Pull out every line from the listing that has the word "styles".

···

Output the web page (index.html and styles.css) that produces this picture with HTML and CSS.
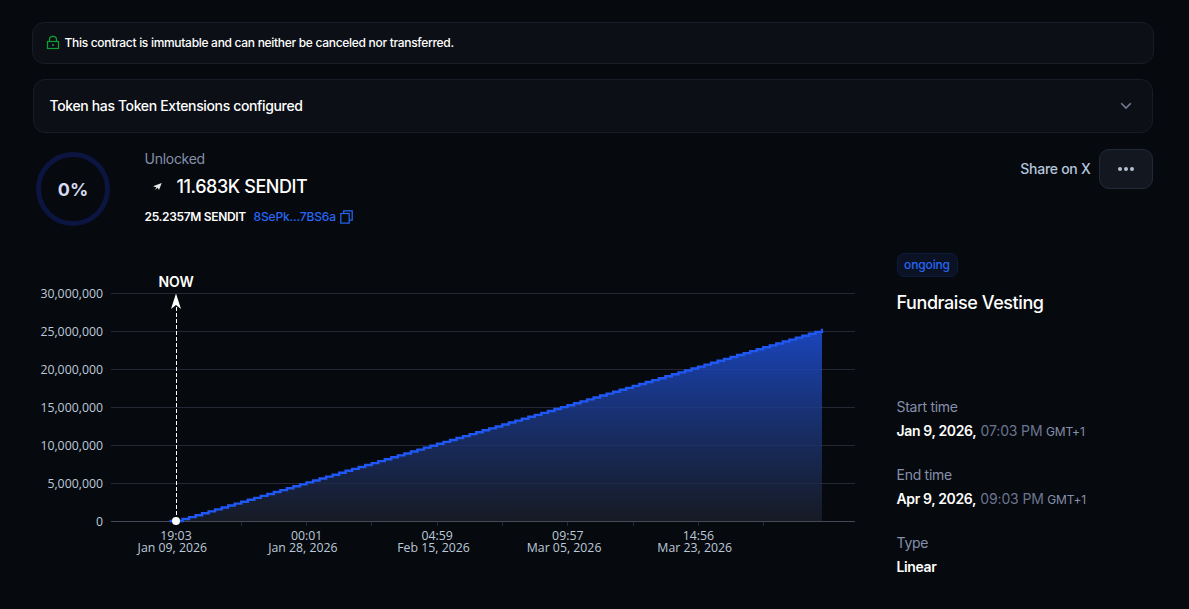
FILE: index.html
```html
<!DOCTYPE html>
<html lang="en">
<head>
<meta charset="utf-8">
<title>Fundraise Vesting</title>
<link rel="stylesheet" href="styles.css">
</head>
<body>
<main class="page">
  <div class="notice">
    <svg class="lock" width="14" height="15" viewBox="0 0 14 15" fill="none" stroke="#0b9f35" stroke-width="1.200"><rect x="1.500" y="6.500" width="11" height="7"/><path d="M3.500 6.500V4.600C3.500 .4 10.500 .4 10.500 4.600V6.500"/><path d="M7 9v2" stroke-width="1.600"/></svg>
    <span>This contract is immutable and can neither be canceled nor transferred.</span>
  </div>
  <div class="accordion">
    <span>Token has Token Extensions configured</span>
    <svg width="12" height="8" viewBox="0 0 12 8" fill="none" stroke="#73788f" stroke-width="1.600"><path d="M1.200 1.300L6 6.100L10.800 1.300"/></svg>
  </div>
  <header class="summary">
    <div class="ring">0%</div>
    <div class="amounts">
      <div class="label unlocked">Unlocked</div>
      <div class="unlocked-amount">
        <svg width="24" height="24" viewBox="0 0 24 24"><path d="M16.700 8L14 15L12.700 12.800L10.200 14.700L11.300 12.300L8 11.300Z" fill="#e8e8e8"/></svg>
        <span>11.683K SENDIT</span>
      </div>
      <div class="total">
        <span class="total-amount">25.2357M SENDIT</span>
        <span class="mint">8SePk...7BS6a</span>
        <svg width="13" height="14" viewBox="0 0 13 14" fill="none" stroke="#2666f5" stroke-width="1.200"><path d="M3.700 3.200V.8H12.200V10.200H9.500"/><rect x=".8" y="3.500" width="8.400" height="9.600"/></svg>
      </div>
    </div>
    <div class="actions">
      <span class="share">Share on X</span>
      <button class="more" aria-label="More"><i></i><i></i><i></i></button>
    </div>
  </header>
  <div class="content">
    <svg class="chart" width="823" height="304" viewBox="33 265 823 304">
      <defs>
        <linearGradient id="area" x1="0" y1="0" x2="0" y2="1">
          <stop offset="0" stop-color="#1d4fd8" stop-opacity=".86"/>
          <stop offset="1" stop-color="#1d222e" stop-opacity=".7"/>
        </linearGradient>
      </defs>
      <g id="grid" class="grid"></g>
      <path id="fill" fill="url(#area)"/>
      <path class="axis" d="M111 521.500H855"/>
      <path id="ticks" class="ticks"/>
      <path id="line" class="line"/>
      <path class="marker" d="M176.500 521V304"/>
      <path d="M176 293.500L181 309L176 305L171 309Z" fill="#fff"/>
      <circle cx="176" cy="521" r="4" fill="#fff"/>
      <text class="now" x="176" y="287">NOW</text>
      <g id="labels" class="axis-text"></g>
    </svg>
    <aside class="details">
      <span class="badge">ongoing</span>
      <h1>Fundraise Vesting</h1>
      <dl>
        <dt>Start time</dt>
        <dd><b>Jan 9, 2026,</b><span class="time">07:03 PM</span><span class="zone">GMT+1</span></dd>
        <dt>End time</dt>
        <dd><b>Apr 9, 2026,</b><span class="time">09:03 PM</span><span class="zone">GMT+1</span></dd>
        <dt>Type</dt>
        <dd><b>Linear</b></dd>
      </dl>
    </aside>
  </div>
</main>
<script src="chart.js"></script>
</body>
</html>
```

FILE: styles.css
```css
* { box-sizing: border-box; }
body {
  margin: 0;
  background: #06090d;
  color: #fff;
  font-family: Inter, "Liberation Sans", sans-serif;
  font-size: 14px;
}
.page {
  width: 1189px;
  height: 609px;
  padding: 22px 35px 0 32px;
  overflow: hidden;
}
.notice {
  display: flex;
  align-items: center;
  gap: 4.500px;
  height: 42px;
  padding: 0 13px 1px;
  border: 1px solid #171c27;
  border-radius: 12px;
  background: #0c1016;
  font-size: 12px;
  font-weight: 500;
  letter-spacing: -.3px;
}
.accordion {
  display: flex;
  align-items: center;
  justify-content: space-between;
  height: 54px;
  margin: 15px 1px 0;
  padding: 0 20px 0 15.500px;
  border: 1px solid #171c27;
  border-radius: 12px;
  background: #0c1016;
  font-weight: 500;
  letter-spacing: -.36px;
}
.accordion span { padding-bottom: 2px; }
.summary {
  display: flex;
  height: 92px;
  margin: 16px 1px 0 4px;
}
.ring {
  display: flex;
  align-items: center;
  justify-content: center;
  width: 74px;
  height: 74px;
  margin-top: 3px;
  padding-top: 1px;
  border: 5px solid #0c1440;
  border-radius: 50%;
  color: #d5daf0;
  font-size: 18px;
  font-weight: 700;
}
.amounts { margin-left: 34.500px; }
.label, dt { color: #858fab; letter-spacing: -.27px; }
.unlocked { line-height: 20px; }
.unlocked-amount {
  display: flex;
  align-items: center;
  gap: 8px;
  height: 28px;
  margin-top: 4px;
  font-size: 18px;
  font-weight: 550;
  letter-spacing: -.42px;
}
.unlocked-amount span { padding-bottom: 1px; }
.total {
  display: flex;
  align-items: center;
  height: 18px;
  margin-top: 6px;
  font-size: 12px;
}
.total svg { margin-top: 1px; }
.total-amount { font-weight: 600; letter-spacing: -.33px; }
.mint {
  margin: 0 4.500px 0 7.700px;
  color: #2666f5;
  font-weight: 500;
  letter-spacing: -.16px;
}
.actions {
  display: flex;
  align-items: center;
  gap: 8.500px;
  height: 40px;
  margin-left: auto;
}
.share {
  padding-bottom: 2px;
  color: #b5c5dc;
  font-weight: 500;
  letter-spacing: -.28px;
}
.more {
  display: flex;
  align-items: center;
  justify-content: center;
  gap: 2px;
  width: 54px;
  height: 40px;
  padding: 0;
  border: 1px solid #222938;
  border-radius: 10px;
  background: #131720;
}
.more i {
  width: 4px;
  height: 4px;
  border-radius: 50%;
  background: #b9bfd3;
}
.content {
  display: flex;
  gap: 40.500px;
  padding: 12px 0 0 1px;
}
.chart { flex: none; margin-top: 12px; }
.grid { stroke: #242835; }
.axis { stroke: #454956; }
.ticks { stroke: #242835; }
.line { fill: none; stroke: #2058f5; stroke-width: 2.400; }
.marker { stroke: #fff; stroke-dasharray: 4 2; }
.now { fill: #fff; font-size: 14px; font-weight: 600; letter-spacing: -.1px; text-anchor: middle; }
.axis-text {
  fill: #bdc9da;
  font: 12.300px "Open Sans", "Noto Sans", sans-serif;
}
.axis-text .x { text-anchor: middle; }
.axis-text .y { text-anchor: end; }
.details { flex: 1; }
.badge {
  display: block;
  width: 61px;
  height: 24px;
  border: 1px solid #0c1a3c;
  border-radius: 7px;
  background: #0b1223;
  color: #2666f5;
  font-size: 12px;
  font-weight: 500;
  letter-spacing: -.15px;
  line-height: 22px;
  text-align: center;
}
h1 {
  margin: 14px 0 0;
  font-size: 18px;
  font-weight: 550;
  letter-spacing: -.42px;
  line-height: 24px;
}
dl { margin: 82px 0 0; }
dt { line-height: 20px; }
dd {
  display: flex;
  align-items: baseline;
  height: 20px;
  margin: 4px 0 24px;
  line-height: 20px;
  white-space: nowrap;
}
b { font-weight: 600; letter-spacing: -.36px; }
.time { margin-left: 4.200px; color: #6b7590; letter-spacing: -.15px; }
.zone { margin-left: 3.500px; color: #858fab; font-size: 12px; letter-spacing: -.15px; }
```

FILE: chart.js
```js
const ns = "http://www.w3.org/2000/svg";
const base = 521, startX = 176, stepX = 6.525, stepY = 1.93, steps = 99;
const byId = id => document.getElementById(id);

function addText(cls, x, y, value) {
  const t = document.createElementNS(ns, "text");
  t.setAttribute("class", cls);
  t.setAttribute("x", x);
  t.setAttribute("y", y);
  t.textContent = value;
  byId("labels").append(t);
}

for (let i = 0; i <= 6; i++) {
  const y = base - 38 * i;
  if (i) {
    const p = document.createElementNS(ns, "path");
    p.setAttribute("d", `M111 ${y + .5}H855`);
    byId("grid").append(p);
  }
  addText("y", 103, y + 5, (i * 5000000).toLocaleString("en-US"));
}

let stair = `M169.5 ${base}`;
for (let i = 1; i <= steps; i++) {
  stair += `H${startX + i * stepX}V${base - i * stepY}`;
}
byId("line").setAttribute("d", stair + "H823");
byId("fill").setAttribute("d", stair + `V${base}Z`);
byId("ticks").setAttribute("d",
  [241, 306, 371, 437, 502, 567, 633, 698, 763].map(x => `M${x + .5} 522v4`).join(""));

[["19:03", "Jan 09, 2026"], ["00:01", "Jan 28, 2026"], ["04:59", "Feb 15, 2026"],
 ["09:57", "Mar 05, 2026"], ["14:56", "Mar 23, 2026"]].forEach(([time, date], i) => {
  const x = 176 + i * 130.6;
  addText("x", x, 540, time);
  addText("x", x - 3.7, 552, date);
});
```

···

*OUTPUT*:
Output the web page (index.html and styles.css) that produces this picture with HTML and CSS.
<link rel="stylesheet" href="styles.css">
FILE: styles.css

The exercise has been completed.